A list of class tune_xrnet with components

cv_mean

mean cross-validated error for each penalty combination. Object returned is a vector if there is no external data (external = NULL) and matrix if there is external data.

cv_sd

estimated standard deviation for cross-validated errors. Object returned is a vector if there is no external data (external = NULL) and matrix if there is external data.

loss

loss function used to compute cross-validation error

opt_loss

the value of the loss function for the optimal cross-validated error

opt_penalty

first-level penalty value that achieves the optimal loss

opt_penalty_ext

second-level penalty value that achieves the optimal loss (if external data is present)

fitted_model

fitted xrnet object using all data, see xrnet for details of object

Details

k-fold cross-validation is used to determine the 'optimal' combination of hyperparameter values, where optimal is based on the optimal value obtained for the user-selected loss function across the k folds.
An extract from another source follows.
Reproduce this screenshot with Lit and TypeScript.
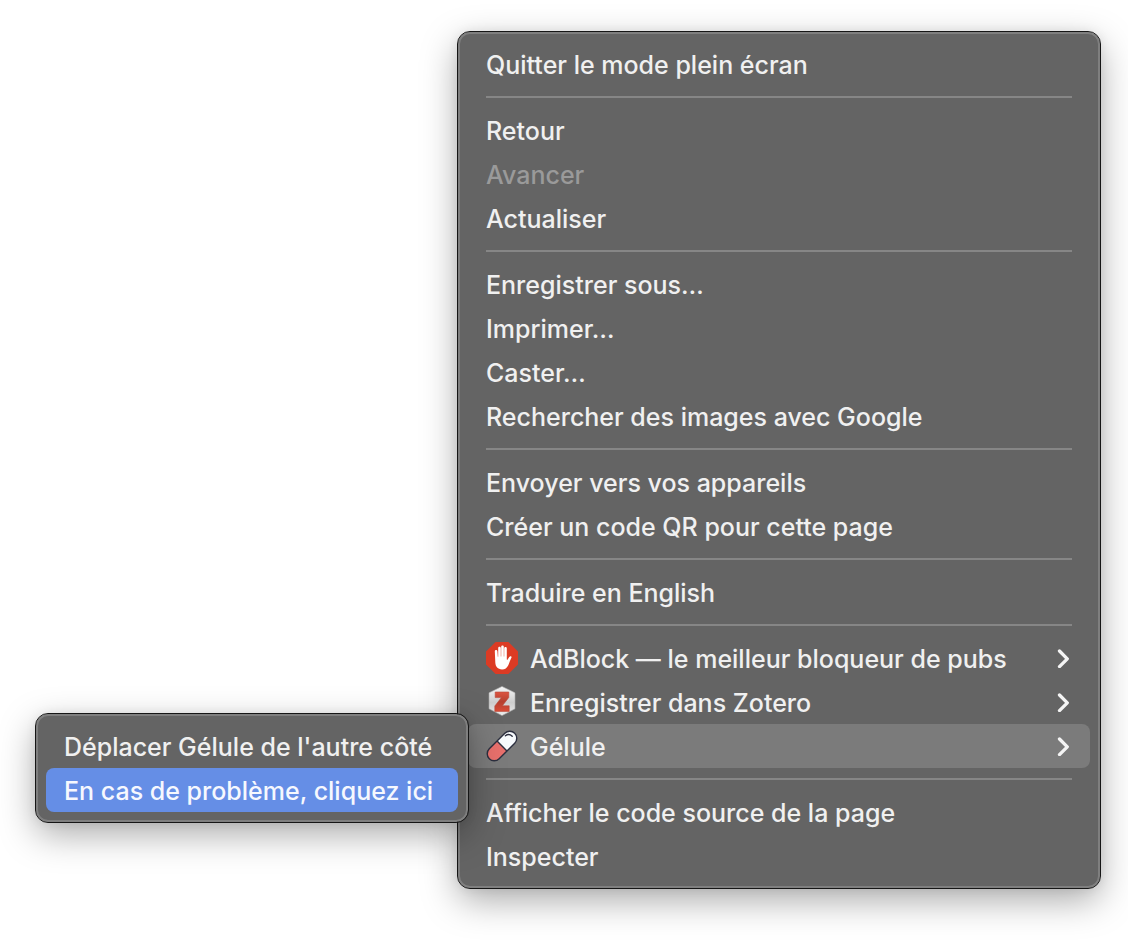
import { LitElement, html, svg, css, nothing, TemplateResult } from "lit";
import { customElement, property } from "lit/decorators.js";

interface Entry {
  label: string;
  disabled?: boolean;
  active?: boolean;
  icon?: TemplateResult;
  children?: Entry[];
}

const adblockIcon = html`<svg class="icon" viewBox="0 0 32 32" aria-hidden="true">
  ${svg`<path d="M9.600 0h12.800L32 9.600v12.800L22.400 32H9.600L0 22.400V9.600z" fill="#dc3b24"/>
  <path d="M8.800 9.200c0-1.600 2.500-1.600 2.600 0l.4 5.600h.4V6c0-1.600 2.600-1.600 2.600 0v8.500h.4V4.800c0-1.700 2.600-1.700 2.600 0v9.700h.4V6.300c0-1.600 2.600-1.600 2.600 0v11.200l.5.400c1-1.600 1.800-3.100 2.900-3.600.9-.4 1.700.3 1.300 1.300-1.300 2.500-2 5.200-3.200 7.600-1.400 2.800-3.300 4.200-6.200 4.200-4.400 0-6.500-2.500-6.800-6.800z" fill="#fff"/>`}
</svg>`;

const zoteroIcon = html`<svg class="icon" viewBox="0 0 32 32" aria-hidden="true">
  ${svg`<defs>
    <linearGradient id="hex" x1="0" y1="0" x2="0" y2="1">
      <stop offset="0" stop-color="#f6f6f6"/><stop offset=".55" stop-color="#cdcdcd"/><stop offset="1" stop-color="#ededed"/>
    </linearGradient>
    <linearGradient id="zed" x1="0" y1="0" x2="0" y2="1">
      <stop offset="0" stop-color="#dc5440"/><stop offset=".5" stop-color="#b5402f"/><stop offset="1" stop-color="#d94c37"/>
    </linearGradient>
  </defs>
  <path d="M16 .4l13 6.400v16L16 29.600 3 22.800v-16z" fill="url(#hex)" stroke="#a9a9a9" stroke-width=".6"/>
  <path d="M9.200 6h13.600v5.400l-6.400 8.400h6.800v5.600H8.800V20l6.600-8.400H9.200z" fill="url(#zed)" stroke="#b94a3a" stroke-width=".6" stroke-linejoin="round"/>`}
</svg>`;

const pillIcon = html`<svg class="icon" viewBox="0 0 32 32" aria-hidden="true">
  ${svg`<g transform="rotate(45 16 16)">
    <path d="M9 16V5a7 7 0 0 1 14 0v11z" fill="#f7fafd"/>
    <path d="M9 16v11a7 7 0 0 0 14 0V16z" fill="#e8706c"/>
    <rect x="9" y="-2" width="14" height="36" rx="7" fill="none" stroke="#2c2f3f" stroke-width="1.400"/>
    <path d="M9 16h14" stroke="#2c2f3f" stroke-width="1.400"/>
  </g>
  <path d="M19.400 5.800c2-1.600 4.800-1.500 6.800.4" fill="none" stroke="#2c2f3f" stroke-width="1.400" stroke-linecap="round"/>`}
</svg>`;

const groups: Entry[][] = [
  [{ label: "Quitter le mode plein écran" }],
  [{ label: "Retour" }, { label: "Avancer", disabled: true }, { label: "Actualiser" }],
  [
    { label: "Enregistrer sous…" },
    { label: "Imprimer…" },
    { label: "Caster…" },
    { label: "Rechercher des images avec Google" },
  ],
  [{ label: "Envoyer vers vos appareils" }, { label: "Créer un code QR pour cette page" }],
  [{ label: "Traduire en English" }],
  [
    { label: "AdBlock — le meilleur bloqueur de pubs", icon: adblockIcon, children: [] },
    { label: "Enregistrer dans Zotero", icon: zoteroIcon, children: [] },
    {
      label: "Gélule",
      icon: pillIcon,
      children: [
        { label: "Déplacer Gélule de l'autre côté" },
        { label: "En cas de problème, cliquez ici", active: true },
      ],
    },
  ],
  [{ label: "Afficher le code source de la page" }, { label: "Inspecter" }],
];

@customElement("context-menu")
class ContextMenu extends LitElement {
  @property({ attribute: false }) groups: Entry[][] = [];

  static styles = css`
    :host {
      display: block;
      box-sizing: border-box;
      padding: 8px;
      border: 2px solid #7f7f7f;
      border-radius: 12px;
      background: #646464;
      outline: 1px solid #161616;
      margin: 1px;
      box-shadow: 0 12px 36px rgba(0, 0, 0, 0.34), 0 0 12px rgba(0, 0, 0, 0.08);
      color: #f0f0f0;
      font: 500 25px/42px Inter, "Liberation Sans", sans-serif;
      font-variant-ligatures: none;
    }
    .list {
      margin: 0;
      padding: 0;
      list-style: none;
    }
    .row {
      position: relative;
    }
    .item {
      display: flex;
      align-items: center;
      gap: 12px;
      box-sizing: border-box;
      width: 100%;
      height: 44px;
      padding: 0 18px;
      border: 0;
      border-radius: 8px;
      background: none;
      color: inherit;
      font: inherit;
      font-variant-ligatures: inherit;
      text-align: left;
      white-space: nowrap;
    }
    .item:disabled {
      color: #9a9a9a;
    }
    .open {
      background: #7b7b7b;
    }
    .active {
      background: #658ee6;
      color: #f6f8fe;
    }
    .label {
      flex: 1;
      padding-top: 2px;
    }
    .icon {
      flex: none;
      width: 32px;
      height: 32px;
      overflow: visible;
    }
    .chevron {
      flex: none;
      width: 16px;
      height: 20px;
    }
    .separator {
      height: 2px;
      margin: 10px 18px;
      border: 0;
      background: #868686;
    }
    .submenu {
      position: absolute;
      top: -11px;
      right: calc(100% - 1px);
      z-index: 1;
      min-width: 432px;
    }
  `;

  private renderEntry(entry: Entry) {
    const open = !!entry.children?.length;
    const state = entry.active ? "active" : open ? "open" : "";
    return html`<li class="row" role="none">
      <button
        class="item ${state}"
        type="button"
        role="menuitem"
        ?disabled=${entry.disabled}
        aria-haspopup=${entry.children ? "menu" : nothing}
      >
        ${entry.icon ?? nothing}
        <span class="label">${entry.label}</span>
        ${entry.children
          ? html`<svg class="chevron" viewBox="0 0 16 20" aria-hidden="true">
              <path d="M3.500 3L11.300 10.800L3.500 18.600" fill="none" stroke="#f4f4f4" stroke-width="3.300" stroke-linecap="round" stroke-linejoin="round" />
            </svg>`
          : nothing}
      </button>
      ${open ? html`<context-menu class="submenu" .groups=${[entry.children!]}></context-menu>` : nothing}
    </li>`;
  }

  render() {
    return html`<ul class="list" role="menu">
      ${this.groups.map(
        (group, i) => html`${i ? html`<li role="none"><hr class="separator" /></li>` : nothing}
        ${group.map((entry) => this.renderEntry(entry))}`
      )}
    </ul>`;
  }
}

@customElement("app-root")
class AppRoot extends LitElement {
  static styles = css`
    :host {
      display: flex;
      justify-content: flex-end;
      box-sizing: border-box;
      min-height: 100vh;
      align-items: flex-start;
      padding: 31px 27px 31px 35px;
      background: #fff;
    }
    .main {
      flex: 0 1 642px;
    }
  `;

  render() {
    return html`<context-menu class="main" .groups=${groups}></context-menu>`;
  }
}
To efficiently traverse all possible combinations of the hyperparameter values, 'warm-starts' are used to traverse the penalty from largest to smallest penalty value(s). Note that the penalty grid for the folds is generated by fitting the model on the entire training data. Parallelization is enabled through the foreach and doParallel R packages. To use parallelization, parallel = TRUE, you must first create the cluster makeCluster and then register the cluster registerDoParallel. See the parallel, foreach, and/or doParallel R packages for more details on how to setup parallelization.

Examples

## cross validation of hierarchical linear regression model
data(GaussianExample)

## 5-fold cross validation
cv_xrnet <- tune_xrnet(
  x = x_linear,
  y = y_linear,
  external = ext_linear,
  family = "gaussian",
  control = xrnet_control(tolerance = 1e-6)
)

## contour plot of cross-validated error
plot(cv_xrnet)